**Problem details**
Scan the lines below for the word "screenshot". Copy each line you find it in.

★ ★ ★ ★ ★ ★ ★

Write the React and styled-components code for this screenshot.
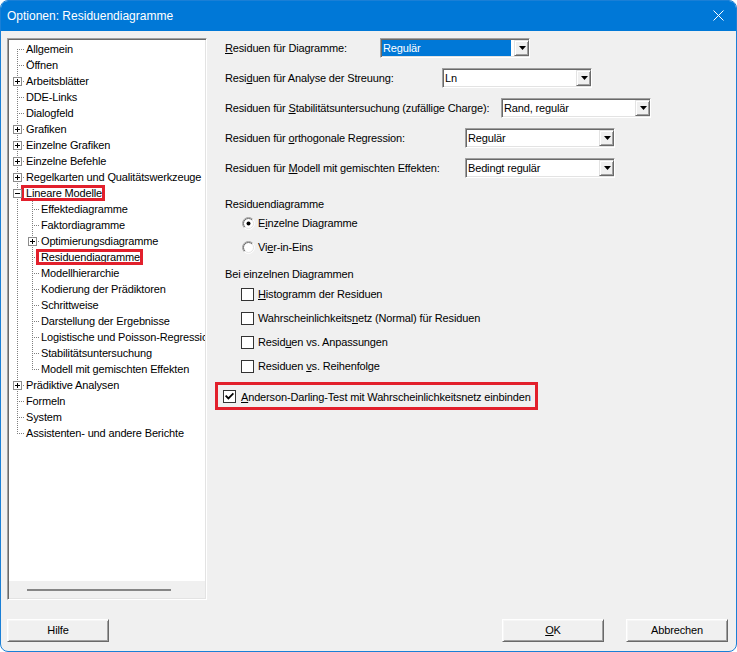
import React from 'react';
import styled, { createGlobalStyle, css } from 'styled-components';

const FONT = '"Liberation Sans", Arial, sans-serif';

const GlobalStyle = createGlobalStyle`
  html, body { margin: 0; padding: 0; background: #ffffff; }
  body { font-family: ${FONT}; }
  #root { width: 737px; height: 652px; }
  *, *::before, *::after { box-sizing: border-box; }
`;

const Window = styled.div`
  width: 737px;
  height: 652px;
  display: flex;
  flex-direction: column;
  background: #f0f0f0;
  border: 1px solid #1a7fd6;
  border-radius: 8px;
  overflow: hidden;
`;

const TitleBar = styled.div`
  height: 30px;
  flex: none;
  background: #0078d7;
  color: #ffffff;
  font-size: 12px;
  display: flex;
  align-items: center;
  justify-content: space-between;
  padding: 0 12px 1px 6px;
`;

const Body = styled.div`
  flex: 1;
  display: flex;
  flex-direction: column;
  padding: 7px 8px 9px 6px;
  font-size: 11px;
  letter-spacing: -0.15px;
  color: #000;
`;

const Main = styled.div`
  height: 562px;
  display: flex;
`;

const sunken = css`
  border: 1px solid;
  border-color: #a0a0a0 #ffffff #ffffff #a0a0a0;
  box-shadow: inset 1px 1px #696969, inset -1px -1px #e3e3e3;
`;

const TreePanel = styled.div`
  width: 200px;
  height: 100%;
  flex: none;
  ${sunken};
  background: #ffffff;
  display: flex;
  flex-direction: column;
  overflow: hidden;
  padding: 1px;
`;

const TreeList = styled.div`
  flex: 1;
  padding: 1px 0 0 1px;
  overflow: hidden;
`;

const TreeRow = styled.div`
  height: 16px;
  display: flex;
  align-items: center;
  white-space: nowrap;
`;

const Guide = styled.div`
  width: 15px;
  height: 16px;
  flex: none;
  position: relative;
  &::before {
    content: '';
    position: absolute;
    left: 7px;
    width: 1px;
    display: ${(p) => (p.$v === 'none' ? 'none' : 'block')};
    top: ${(p) => (p.$v === 'bottom' ? '8px' : '0')};
    height: ${(p) => (p.$v === 'full' ? '16px' : p.$v === 'top' ? '9px' : '8px')};
    background-image: repeating-linear-gradient(to bottom, #7f7f7f 0 1px, transparent 1px 2px);
  }
  &::after {
    content: '';
    position: absolute;
    display: ${(p) => (p.$h ? 'block' : 'none')};
    top: 8px;
    left: 8px;
    width: 7px;
    height: 1px;
    background-image: repeating-linear-gradient(to right, transparent 0 1px, #7f7f7f 1px 2px);
  }
`;

const Expander = styled.div`
  position: absolute;
  left: 3px;
  top: 4px;
  width: 9px;
  height: 9px;
  border: 1px solid #8c8c8c;
  background: #ffffff;
  z-index: 1;
  &::before {
    content: '';
    position: absolute;
    left: 1px;
    top: 3px;
    width: 5px;
    height: 1px;
    background: #000;
  }
  &::after {
    content: '';
    position: absolute;
    display: ${(p) => (p.$open ? 'none' : 'block')};
    left: 3px;
    top: 1px;
    width: 1px;
    height: 5px;
    background: #000;
  }
`;

const NodeLabel = styled.span`
  position: relative;
  padding-left: 1px;
  line-height: 16px;
  &::after {
    content: '';
    position: absolute;
    display: ${(p) => (p.$highlight ? 'block' : 'none')};
    top: 0;
    bottom: 0;
    left: -4px;
    right: -3px;
    border: 3px solid #e2202c;
  }
`;

const ScrollTrack = styled.div`
  height: 17px;
  flex: none;
  background: #f0f0f0;
  padding: 8px 0 0 18px;
`;

const ScrollThumb = styled.div`
  width: 144px;
  height: 2px;
  background: #868686;
`;

const RightPanel = styled.div`
  flex: 1;
  padding-left: 18px;
  display: flex;
  flex-direction: column;
`;

const Fields = styled.div`
  display: flex;
  flex-direction: column;
  gap: 10px;
`;

const FieldRow = styled.div`
  height: 20px;
  display: flex;
  align-items: center;
`;

const FieldLabel = styled.div`
  width: ${(p) => p.$w}px;
  flex: none;
  white-space: nowrap;
`;

const Combo = styled.div`
  width: 150px;
  height: 20px;
  flex: none;
  display: flex;
  background: #ffffff;
  ${sunken};
  padding: 1px 0 1px 1px;
`;

const ComboValue = styled.div`
  flex: 1;
  line-height: 16px;
  padding-left: 1px;
  white-space: nowrap;
  ${(p) =>
    p.$selected &&
    css`
      background: #0078d7;
      color: #ffffff;
      margin-right: 3px;
    `}
`;

const DropButton = styled.div`
  width: 15px;
  height: 16px;
  flex: none;
  background: #f0f0f0;
  border: 1px solid;
  border-color: #e3e3e3 #696969 #696969 #e3e3e3;
  box-shadow: inset 1px 1px #ffffff, inset -1px -1px #a0a0a0;
  display: flex;
  align-items: center;
  justify-content: center;
  padding-left: 1px;
`;

const GroupLabel = styled.div`
  height: 14px;
  line-height: 14px;
  margin-top: ${(p) => p.$top}px;
  white-space: nowrap;
`;

const OptionRow = styled.div`
  height: 24px;
  display: flex;
  align-items: center;
  padding-left: ${(p) => p.$indent}px;
  gap: ${(p) => p.$gap}px;
  white-space: nowrap;
`;

const CheckBox = styled.div`
  width: 13px;
  height: 13px;
  flex: none;
  border: 1px solid #333333;
  background: #ffffff;
  display: flex;
  align-items: center;
  justify-content: center;
`;

const HighlightBox = styled.div`
  margin-top: 4px;
  margin-left: -10px;
  width: 323px;
  height: 28px;
  border: 3px solid #e2202c;
  display: flex;
  align-items: center;
  padding: 1px 0 0 5px;
  gap: 5px;
  white-space: nowrap;
`;

const Mn = styled.span`
  text-decoration: underline;
  text-underline-offset: 1px;
`;

const Footer = styled.div`
  margin-top: 19px;
  height: 23px;
  display: flex;
  gap: 22px;
`;

const Spacer = styled.div`
  flex: 1;
`;

const Button = styled.button`
  width: 102px;
  height: 23px;
  font-family: ${FONT};
  font-size: 11px;
  letter-spacing: -0.15px;
  color: #000;
  background: #f0f0f0;
  border: 1px solid;
  border-color: #ffffff #696969 #696969 #ffffff;
  box-shadow: inset 1px 1px #f6f6f6, inset -1px -1px #a0a0a0;
  padding: 0 0 1px 0;
  margin: 0;
`;

const Radio = ({ checked }) => (
  <svg width="13" height="13" viewBox="0 0 13 13" style={{ flex: 'none' }}>
    <circle cx="6.5" cy="6.5" r="5.5" fill="#ffffff" />
    <path d="M2.257 10.743 A6 6 0 0 1 10.743 2.257" fill="none" stroke="#a0a0a0" strokeWidth="1" />
    <path d="M10.743 2.257 A6 6 0 0 1 2.257 10.743" fill="none" stroke="#ffffff" strokeWidth="1" />
    <path d="M2.964 10.036 A5 5 0 0 1 10.036 2.964" fill="none" stroke="#696969" strokeWidth="1" />
    <path d="M10.036 2.964 A5 5 0 0 1 2.964 10.036" fill="none" stroke="#e3e3e3" strokeWidth="1" />
    {checked && <circle cx="6.5" cy="6.5" r="2" fill="#000" />}
  </svg>
);

const Check = ({ checked }) => (
  <CheckBox>
    {checked && (
      <svg width="9" height="9" viewBox="0 0 9 9">
        <path d="M1.2 4.2 L3.4 6.4 L7.8 2" fill="none" stroke="#000" strokeWidth="1.8" strokeLinecap="square" />
      </svg>
    )}
  </CheckBox>
);

const Arrow = () => (
  <svg width="7" height="4" viewBox="0 0 7 4">
    <polygon points="0,0 7,0 3.5,4" fill="#000" />
  </svg>
);

const CloseIcon = () => (
  <svg width="11" height="11" viewBox="0 0 11 11">
    <path d="M0.5 0.5 L10.5 10.5 M10.5 0.5 L0.5 10.5" stroke="#fff" strokeWidth="1" />
  </svg>
);

const tree = [
  { label: 'Allgemein' },
  { label: 'Öffnen' },
  { label: 'Arbeitsblätter', children: [], open: false },
  { label: 'DDE-Links' },
  { label: 'Dialogfeld' },
  { label: 'Grafiken', children: [], open: false },
  { label: 'Einzelne Grafiken', children: [], open: false },
  { label: 'Einzelne Befehle', children: [], open: false },
  { label: 'Regelkarten und Qualitätswerkzeuge', children: [], open: false },
  {
    label: 'Lineare Modelle',
    open: true,
    highlight: true,
    children: [
      { label: 'Effektediagramme' },
      { label: 'Faktordiagramme' },
      { label: 'Optimierungsdiagramme', children: [], open: false },
      { label: 'Residuendiagramme', highlight: true },
      { label: 'Modellhierarchie' },
      { label: 'Kodierung der Prädiktoren' },
      { label: 'Schrittweise' },
      { label: 'Darstellung der Ergebnisse' },
      { label: 'Logistische und Poisson-Regression' },
      { label: 'Stabilitätsuntersuchung' },
      { label: 'Modell mit gemischten Effekten' },
    ],
  },
  { label: 'Prädiktive Analysen', children: [], open: false },
  { label: 'Formeln' },
  { label: 'System' },
  { label: 'Assistenten- und andere Berichte' },
];

function flatten(nodes, level, ancestors, out) {
  nodes.forEach((n, i) => {
    const isLast = i === nodes.length - 1;
    const isFirstRoot = level === 0 && i === 0;
    out.push({ ...n, level, ancestors, isLast, isFirstRoot });
    if (n.open && n.children) {
      flatten(n.children, level + 1, [...ancestors, !isLast], out);
    }
  });
  return out;
}

const rows = flatten(tree, 0, [], []);

const fields = [
  { label: <><Mn>R</Mn>esiduen für Diagramme:</>, w: 155, value: 'Regulär', selected: true },
  { label: <>Resi<Mn>d</Mn>uen für Analyse der Streuung:</>, w: 217, value: 'Ln' },
  { label: <>Residuen für <Mn>S</Mn>tabilitätsuntersuchung (zufällige Charge):</>, w: 276, value: 'Rand, regulär' },
  { label: <>Residuen für <Mn>o</Mn>rthogonale Regression:</>, w: 240, value: 'Regulär' },
  { label: <>Residuen für <Mn>M</Mn>odell mit gemischten Effekten:</>, w: 240, value: 'Bedingt regulär' },
];

const checks = [
  <><Mn>H</Mn>istogramm der Residuen</>,
  <>Wahrscheinlichkeits<Mn>n</Mn>etz (Normal) für Residuen</>,
  <>Resid<Mn>u</Mn>en vs. Anpassungen</>,
  <>Residuen <Mn>v</Mn>s. Reihenfolge</>,
];

export default function App() {
  return (
    <>
      <GlobalStyle />
      <Window>
        <TitleBar>
          <span>Optionen: Residuendiagramme</span>
          <CloseIcon />
        </TitleBar>
        <Body>
          <Main>
            <TreePanel>
              <TreeList>
                {rows.map((r, idx) => (
                  <TreeRow key={idx}>
                    {r.ancestors.map((has, j) => (
                      <Guide key={j} $v={has ? 'full' : 'none'} />
                    ))}
                    <Guide $v={r.isLast ? 'top' : r.isFirstRoot ? 'bottom' : 'full'} $h>
                      {r.children && <Expander $open={r.open} />}
                    </Guide>
                    <NodeLabel $highlight={r.highlight}>{r.label}</NodeLabel>
                  </TreeRow>
                ))}
              </TreeList>
              <ScrollTrack>
                <ScrollThumb />
              </ScrollTrack>
            </TreePanel>
            <RightPanel>
              <Fields>
                {fields.map((f, i) => (
                  <FieldRow key={i}>
                    <FieldLabel $w={f.w}>{f.label}</FieldLabel>
                    <Combo>
                      <ComboValue $selected={f.selected}>{f.value}</ComboValue>
                      <DropButton>
                        <Arrow />
                      </DropButton>
                    </Combo>
                  </FieldRow>
                ))}
              </Fields>
              <GroupLabel $top={19}>Residuendiagramme</GroupLabel>
              <OptionRow $indent={17} $gap={3}>
                <Radio checked />
                <span>E<Mn>i</Mn>nzelne Diagramme</span>
              </OptionRow>
              <OptionRow $indent={17} $gap={3}>
                <Radio />
                <span>Vi<Mn>e</Mn>r-in-Eins</span>
              </OptionRow>
              <GroupLabel $top={8}>Bei einzelnen Diagrammen</GroupLabel>
              <div style={{ height: 1 }} />
              {checks.map((c, i) => (
                <OptionRow key={i} $indent={16} $gap={4}>
                  <Check />
                  <span>{c}</span>
                </OptionRow>
              ))}
              <HighlightBox>
                <Check checked />
                <span><Mn>A</Mn>nderson-Darling-Test mit Wahrscheinlichkeitsnetz einbinden</span>
              </HighlightBox>
            </RightPanel>
          </Main>
          <Footer>
            <Button>Hilfe</Button>
            <Spacer />
            <Button><Mn>O</Mn>K</Button>
            <Button>Abbrechen</Button>
          </Footer>
        </Body>
      </Window>
    </>
  );
}
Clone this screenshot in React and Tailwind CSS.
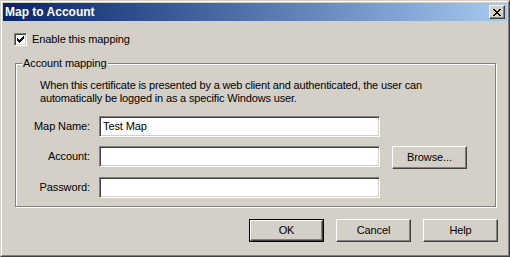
import React from 'react'

const raised = 'bg-[#d4d0c8] border border-t-white border-l-white border-r-[#404040] border-b-[#404040] shadow-[inset_-1px_-1px_0_#808080]'
const sunken = 'bg-white border border-t-[#808080] border-l-[#808080] border-r-white border-b-white shadow-[inset_1px_1px_0_#404040,inset_-1px_-1px_0_#d4d0c8]'

function Button({ children, isDefault }) {
  if (isDefault) {
    return (
      <div className="w-[75px] h-[23px] border border-black">
        <div className={`${raised} w-full h-full flex items-center justify-center`}>{children}</div>
      </div>
    )
  }
  return <div className={`${raised} w-[75px] h-[23px] flex items-center justify-center`}>{children}</div>
}

function Field({ label, value, children }) {
  return (
    <div className="flex items-start h-[21px]">
      <div className="w-[74px] h-[21px] flex items-center justify-end">{label}</div>
      <div className={`${sunken} ml-[9px] w-[281px] h-[21px] flex items-center pl-[3px]`}>{value}</div>
      {children}
    </div>
  )
}

export default function App() {
  return (
    <div
      className="w-[510px] h-[257px] bg-[#d4d0c8] border border-t-[#d4d0c8] border-l-[#d4d0c8] border-r-[#404040] border-b-[#404040] text-[11px] leading-[13px] tracking-[-0.1px] text-black"
      style={{ fontFamily: '"Liberation Sans", Arial, sans-serif' }}
    >
      <div className="h-full border border-t-white border-l-white border-r-[#808080] border-b-[#808080] p-px flex flex-col">
        {/* Title bar */}
        <div className="h-[18px] flex items-center bg-gradient-to-r from-[#0a246a] to-[#a6caf0] pl-[2px] pr-[2px]">
          <span className="text-white font-bold text-[12px] tracking-normal">Map to Account</span>
          <div className={`${raised} ml-auto w-[16px] h-[14px] flex items-center justify-center`}>
            <svg width="8" height="7" viewBox="0 0 8 7" shapeRendering="crispEdges">
              <path d="M0 0h2v1H0zM6 0h2v1H6zM1 1h2v1H1zM5 1h2v1H5zM2 2h4v1H2zM3 3h2v1H3zM2 4h4v1H2zM1 5h2v1H1zM5 5h2v1H5zM0 6h2v1H0zM6 6h2v1H6z" fill="#000" />
            </svg>
          </div>
        </div>

        {/* Content */}
        <div className="flex-1 flex flex-col">
          <div className="mt-[12px] ml-[11px] flex items-center h-[13px]">
            <div className={`${sunken} w-[13px] h-[13px] flex items-center justify-center`}>
              <svg width="7" height="7" viewBox="0 0 7 7" shapeRendering="crispEdges">
                <path d="M6 0h1v3H6zM5 1h1v3H5zM4 2h1v3H4zM3 3h1v3H3zM2 4h1v3H2zM1 3h1v3H1zM0 2h1v3H0z" fill="#000" />
              </svg>
            </div>
            <span className="ml-[5px]">Enable this mapping</span>
          </div>

          {/* Group box */}
          <div className="relative mt-[17px] ml-[12px] w-[481px] h-[144px] border border-[#808080] shadow-[inset_1px_1px_0_#fff,1px_1px_0_#fff]">
            <span className="absolute left-[6px] -top-[7px] bg-[#d4d0c8] px-px">Account mapping</span>
            <p className="mt-[15px] ml-[24px] tracking-[-0.16px]">
              When this certificate is presented by a web client and authenticated, the user can
              <br />
              automatically be logged in as a specific Windows user.
            </p>
            <div className="mt-[11px] flex flex-col gap-[9px]">
              <Field label="Map Name:" value="Test Map" />
              <Field label="Account:">
                <div className="ml-[12px]">
                  <Button>Browse...</Button>
                </div>
              </Field>
              <div className="mt-px">
                <Field label="Password:" />
              </div>
            </div>
          </div>

          {/* Buttons */}
          <div className="mt-[12px] flex justify-end gap-[12px] pr-[9px]">
            <Button isDefault>OK</Button>
            <Button>Cancel</Button>
            <Button>Help</Button>
          </div>
        </div>
      </div>
    </div>
  )
}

★ ★ ★ ★ ★ ★ ★

**Final answer**
Write the React and styled-components code for this screenshot.
Clone this screenshot in React and Tailwind CSS.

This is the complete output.